Background. We examined whether a high-dose inactivated influenza vaccine was more efficacious in preventing hospitalizations than a standard-dose vaccine in the Veterans Health Administration (VHA) senior population.
Methods. This study estimated the relative vaccine effectiveness (rVE) of high dose versus standard dose using a retrospective cohort of VHA patients 65 years of age or older in the 2015-2016 influenza season. To adjust for measured confounders, we matched each high-dose recipient with up to 4 standard-dose recipients vaccinated at the same location within a 2-week period and having 2 or more pre-existing medical comorbidities. We used the previous event rate ratio method (PERR), a type of difference-in-differences analysis, to adjust for unmeasured confounders.
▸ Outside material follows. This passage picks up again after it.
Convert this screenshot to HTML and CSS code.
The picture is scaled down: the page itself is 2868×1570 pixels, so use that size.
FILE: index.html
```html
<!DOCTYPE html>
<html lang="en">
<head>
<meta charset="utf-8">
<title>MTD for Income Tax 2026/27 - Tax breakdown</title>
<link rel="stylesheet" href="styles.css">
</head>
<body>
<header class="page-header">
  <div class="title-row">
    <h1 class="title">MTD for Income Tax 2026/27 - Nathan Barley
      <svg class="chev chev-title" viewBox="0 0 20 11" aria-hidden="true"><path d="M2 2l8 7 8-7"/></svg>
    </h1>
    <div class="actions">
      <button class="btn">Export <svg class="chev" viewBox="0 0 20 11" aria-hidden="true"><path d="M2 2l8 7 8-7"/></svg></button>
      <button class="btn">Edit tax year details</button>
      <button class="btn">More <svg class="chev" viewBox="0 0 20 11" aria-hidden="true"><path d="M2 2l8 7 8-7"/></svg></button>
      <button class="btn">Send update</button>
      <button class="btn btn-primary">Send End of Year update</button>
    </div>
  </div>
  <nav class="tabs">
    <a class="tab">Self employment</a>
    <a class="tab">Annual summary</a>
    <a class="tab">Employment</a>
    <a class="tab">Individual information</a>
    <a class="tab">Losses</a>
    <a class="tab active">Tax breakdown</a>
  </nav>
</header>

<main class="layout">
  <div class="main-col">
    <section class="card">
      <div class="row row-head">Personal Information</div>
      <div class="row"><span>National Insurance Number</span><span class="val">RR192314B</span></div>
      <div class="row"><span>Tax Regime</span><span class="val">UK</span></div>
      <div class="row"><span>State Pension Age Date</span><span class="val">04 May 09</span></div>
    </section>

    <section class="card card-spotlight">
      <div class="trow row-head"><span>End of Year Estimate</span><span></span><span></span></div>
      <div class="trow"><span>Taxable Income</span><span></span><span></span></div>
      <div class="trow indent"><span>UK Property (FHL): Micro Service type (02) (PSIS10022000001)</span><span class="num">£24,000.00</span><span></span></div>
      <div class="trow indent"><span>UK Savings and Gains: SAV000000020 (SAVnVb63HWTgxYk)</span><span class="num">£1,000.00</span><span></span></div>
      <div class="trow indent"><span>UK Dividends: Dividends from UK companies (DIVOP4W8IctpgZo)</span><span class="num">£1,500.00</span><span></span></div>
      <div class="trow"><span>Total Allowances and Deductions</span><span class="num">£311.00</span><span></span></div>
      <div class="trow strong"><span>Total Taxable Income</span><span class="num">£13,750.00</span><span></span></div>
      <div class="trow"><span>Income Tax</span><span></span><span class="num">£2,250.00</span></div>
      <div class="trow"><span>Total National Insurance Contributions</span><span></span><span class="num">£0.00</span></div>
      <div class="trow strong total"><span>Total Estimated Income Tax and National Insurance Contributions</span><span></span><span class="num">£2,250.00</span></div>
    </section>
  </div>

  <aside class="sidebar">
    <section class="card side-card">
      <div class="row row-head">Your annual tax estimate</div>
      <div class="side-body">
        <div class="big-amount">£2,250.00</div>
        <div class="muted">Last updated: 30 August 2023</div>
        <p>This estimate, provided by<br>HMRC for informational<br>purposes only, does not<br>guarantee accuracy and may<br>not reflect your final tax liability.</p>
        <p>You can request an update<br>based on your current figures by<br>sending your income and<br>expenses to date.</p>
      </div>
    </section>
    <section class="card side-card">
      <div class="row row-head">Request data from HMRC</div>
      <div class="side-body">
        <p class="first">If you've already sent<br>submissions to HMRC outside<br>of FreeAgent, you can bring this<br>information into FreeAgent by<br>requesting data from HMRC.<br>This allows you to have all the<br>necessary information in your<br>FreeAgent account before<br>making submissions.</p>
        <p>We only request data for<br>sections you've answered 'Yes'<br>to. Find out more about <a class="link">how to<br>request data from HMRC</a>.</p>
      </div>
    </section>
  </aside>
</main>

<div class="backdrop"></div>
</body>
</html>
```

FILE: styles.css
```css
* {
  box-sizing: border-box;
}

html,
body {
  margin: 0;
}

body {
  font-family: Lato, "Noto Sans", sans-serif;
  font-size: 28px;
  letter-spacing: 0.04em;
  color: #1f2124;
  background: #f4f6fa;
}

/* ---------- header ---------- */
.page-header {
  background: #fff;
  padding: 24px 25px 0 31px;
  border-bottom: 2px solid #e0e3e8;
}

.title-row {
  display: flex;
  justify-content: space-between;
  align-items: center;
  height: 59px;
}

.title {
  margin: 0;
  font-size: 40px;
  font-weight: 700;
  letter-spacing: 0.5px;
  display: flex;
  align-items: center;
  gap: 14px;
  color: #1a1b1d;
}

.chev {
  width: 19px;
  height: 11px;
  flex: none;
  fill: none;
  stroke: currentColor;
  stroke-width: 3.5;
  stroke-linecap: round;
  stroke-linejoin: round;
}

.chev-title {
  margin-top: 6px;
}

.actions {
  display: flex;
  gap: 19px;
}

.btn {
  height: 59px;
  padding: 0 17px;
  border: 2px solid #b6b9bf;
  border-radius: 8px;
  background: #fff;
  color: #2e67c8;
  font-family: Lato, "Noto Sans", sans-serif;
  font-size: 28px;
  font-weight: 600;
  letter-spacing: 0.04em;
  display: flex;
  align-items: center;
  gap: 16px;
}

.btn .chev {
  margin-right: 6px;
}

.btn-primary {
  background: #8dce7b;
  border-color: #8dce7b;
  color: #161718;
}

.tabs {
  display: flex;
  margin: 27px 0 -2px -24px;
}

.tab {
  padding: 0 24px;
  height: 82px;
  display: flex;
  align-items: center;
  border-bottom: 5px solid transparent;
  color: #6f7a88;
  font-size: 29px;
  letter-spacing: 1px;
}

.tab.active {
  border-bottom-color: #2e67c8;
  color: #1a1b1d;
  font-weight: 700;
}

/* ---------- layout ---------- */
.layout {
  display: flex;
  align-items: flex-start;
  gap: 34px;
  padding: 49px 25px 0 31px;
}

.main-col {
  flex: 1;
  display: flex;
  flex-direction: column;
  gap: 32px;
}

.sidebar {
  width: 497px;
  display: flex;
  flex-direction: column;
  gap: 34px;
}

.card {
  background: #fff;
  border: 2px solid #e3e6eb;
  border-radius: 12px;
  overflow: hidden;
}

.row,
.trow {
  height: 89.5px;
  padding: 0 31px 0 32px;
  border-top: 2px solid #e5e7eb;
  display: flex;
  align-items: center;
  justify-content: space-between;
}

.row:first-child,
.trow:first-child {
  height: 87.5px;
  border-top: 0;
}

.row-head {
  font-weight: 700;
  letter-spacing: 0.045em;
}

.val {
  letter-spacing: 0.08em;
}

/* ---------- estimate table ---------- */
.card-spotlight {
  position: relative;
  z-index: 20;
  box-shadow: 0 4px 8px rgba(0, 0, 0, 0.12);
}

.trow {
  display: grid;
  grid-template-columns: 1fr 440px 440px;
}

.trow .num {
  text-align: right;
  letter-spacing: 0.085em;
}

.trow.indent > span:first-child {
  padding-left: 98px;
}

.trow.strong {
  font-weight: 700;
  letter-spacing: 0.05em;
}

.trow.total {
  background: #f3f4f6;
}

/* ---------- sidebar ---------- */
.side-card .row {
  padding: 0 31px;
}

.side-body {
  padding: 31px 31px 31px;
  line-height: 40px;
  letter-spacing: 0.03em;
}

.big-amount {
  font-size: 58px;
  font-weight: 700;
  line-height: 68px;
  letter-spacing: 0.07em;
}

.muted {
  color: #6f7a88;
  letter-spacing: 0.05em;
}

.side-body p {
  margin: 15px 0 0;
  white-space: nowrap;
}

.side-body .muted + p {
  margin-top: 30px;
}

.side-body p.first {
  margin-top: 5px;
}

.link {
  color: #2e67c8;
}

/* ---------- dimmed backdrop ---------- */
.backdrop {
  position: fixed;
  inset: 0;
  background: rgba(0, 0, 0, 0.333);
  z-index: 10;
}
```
Results. We evaluated 104 965 standard-dose and 125 776 high-dose recipients; matching decreased the population to 49 091 standard-dose and 24 682 high-dose recipients. The matched, PERR-adjusted rVE was 25% (95% confidence interval [CI], 2%-43%) against influenza-or pneumonia-associated hospitalization, 7% (95% CI, -2% to 14%) against all-cause hospitalization, 14% (95% CI, -8% to 32%) against influenza-or pneumonia-associated outpatient visit, 5% (95% CI, 2%-8%) against all-cause outpatient visit, and 38% (95% CI, -5% to 65%) against laboratory-confirmed influenza.
Conclusions. In protecting senior VHA patients against influenza-or pneumonia-associated hospitalization, a high-dose influenza vaccine is more effective than a standard-dose vaccine.